• **Raw data**
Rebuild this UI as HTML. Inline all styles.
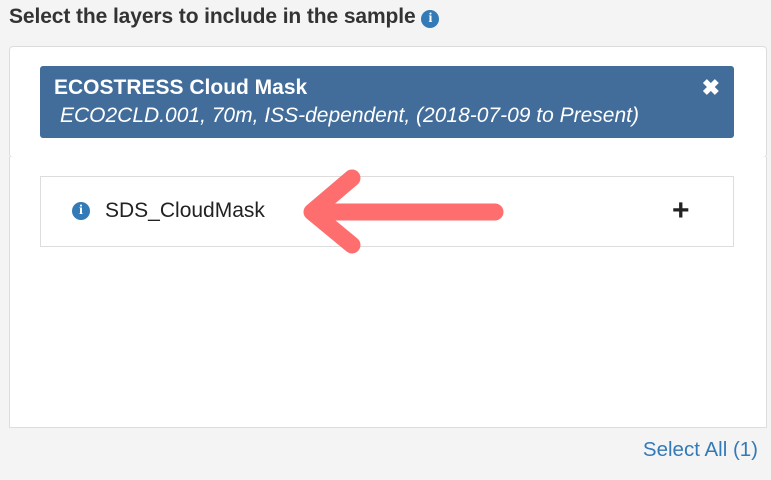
<!DOCTYPE html>
<html><head><style>
body{margin:0;width:771px;height:480px;background:#f4f4f4;font-family:"Liberation Sans",sans-serif;position:relative;overflow:hidden}
.t{position:absolute;left:9px;top:5px;font-size:21px;font-weight:bold;color:#333;white-space:nowrap;letter-spacing:-0.1px}
.p1{position:absolute;left:9px;top:46px;width:756px;height:110px;background:#fff;border:1px solid #ddd;border-radius:4px}
.blue{position:absolute;left:40px;top:66px;width:694px;height:72px;background:#426d9b;border-radius:3px;color:#fff}
.p2{position:absolute;left:9px;top:157px;width:756px;height:270px;background:#fff;border:1px solid #ddd;border-top:none}
.row{position:absolute;left:40px;top:176px;width:692px;height:69px;border:1px solid #ddd;background:#fff}
.info{display:inline-block;width:18px;height:18px;border-radius:50%;background:#337ab7;color:#fff;font-size:14px;font-weight:bold;text-align:center;line-height:18px;font-family:"Liberation Serif",serif}
</style></head><body>
<div class="t">Select the layers to include in the sample <span class="info" style="vertical-align:1px">i</span></div>
<div class="p1"></div>
<div class="blue">
<div style="position:absolute;left:14px;top:10px;font-size:21px;font-weight:bold;white-space:nowrap">ECOSTRESS Cloud Mask</div>
<div style="position:absolute;left:20px;top:38px;font-size:21px;font-style:italic;white-space:nowrap">ECO2CLD.001, 70m, ISS-dependent, (2018-07-09 to Present)</div>
<div style="position:absolute;right:14px;top:9px;font-size:22px;font-weight:bold">&#x2716;</div>
</div>
<div class="p2"></div>
<div class="row">
<span class="info" style="position:absolute;left:31px;top:25px">i</span>
<div style="position:absolute;left:64px;top:22px;font-size:21px;color:#222;white-space:nowrap">SDS_CloudMask</div>
<div style="position:absolute;left:631px;top:17px;font-size:30px;font-weight:bold;color:#222">+</div>
</div>
<svg style="position:absolute;left:0;top:0" width="771" height="480">
<g stroke="#ff6e6e" stroke-width="17" stroke-linecap="round" stroke-linejoin="round" fill="none">
<path d="M495 212 L312 212 M352 178 L312 212 L352 245"/>
</g></svg>
<div style="position:absolute;right:13px;top:438px;font-size:20.5px;color:#337ab7;white-space:nowrap">Select All (1)</div>
</body></html>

• **What to do**
Give an exact copy of the material, leaving out every picture.

• **Result**
Rebuild this UI as HTML. Inline all styles.
<!DOCTYPE html>
<html><head><style>
body{margin:0;width:771px;height:480px;background:#f4f4f4;font-family:"Liberation Sans",sans-serif;position:relative;overflow:hidden}
.t{position:absolute;left:9px;top:5px;font-size:21px;font-weight:bold;color:#333;white-space:nowrap;letter-spacing:-0.1px}
.p1{position:absolute;left:9px;top:46px;width:756px;height:110px;background:#fff;border:1px solid #ddd;border-radius:4px}
.blue{position:absolute;left:40px;top:66px;width:694px;height:72px;background:#426d9b;border-radius:3px;color:#fff}
.p2{position:absolute;left:9px;top:157px;width:756px;height:270px;background:#fff;border:1px solid #ddd;border-top:none}
.row{position:absolute;left:40px;top:176px;width:692px;height:69px;border:1px solid #ddd;background:#fff}
.info{display:inline-block;width:18px;height:18px;border-radius:50%;background:#337ab7;color:#fff;font-size:14px;font-weight:bold;text-align:center;line-height:18px;font-family:"Liberation Serif",serif}
</style></head><body>
<div class="t">Select the layers to include in the sample <span class="info" style="vertical-align:1px">i</span></div>
<div class="p1"></div>
<div class="blue">
<div style="position:absolute;left:14px;top:10px;font-size:21px;font-weight:bold;white-space:nowrap">ECOSTRESS Cloud Mask</div>
<div style="position:absolute;left:20px;top:38px;font-size:21px;font-style:italic;white-space:nowrap">ECO2CLD.001, 70m, ISS-dependent, (2018-07-09 to Present)</div>
<div style="position:absolute;right:14px;top:9px;font-size:22px;font-weight:bold">&#x2716;</div>
</div>
<div class="p2"></div>
<div class="row">
<span class="info" style="position:absolute;left:31px;top:25px">i</span>
<div style="position:absolute;left:64px;top:22px;font-size:21px;color:#222;white-space:nowrap">SDS_CloudMask</div>
<div style="position:absolute;left:631px;top:17px;font-size:30px;font-weight:bold;color:#222">+</div>
</div>
<svg style="position:absolute;left:0;top:0" width="771" height="480">
<g stroke="#ff6e6e" stroke-width="17" stroke-linecap="round" stroke-linejoin="round" fill="none">
<path d="M495 212 L312 212 M352 178 L312 212 L352 245"/>
</g></svg>
<div style="position:absolute;right:13px;top:438px;font-size:20.5px;color:#337ab7;white-space:nowrap">Select All (1)</div>
</body></html>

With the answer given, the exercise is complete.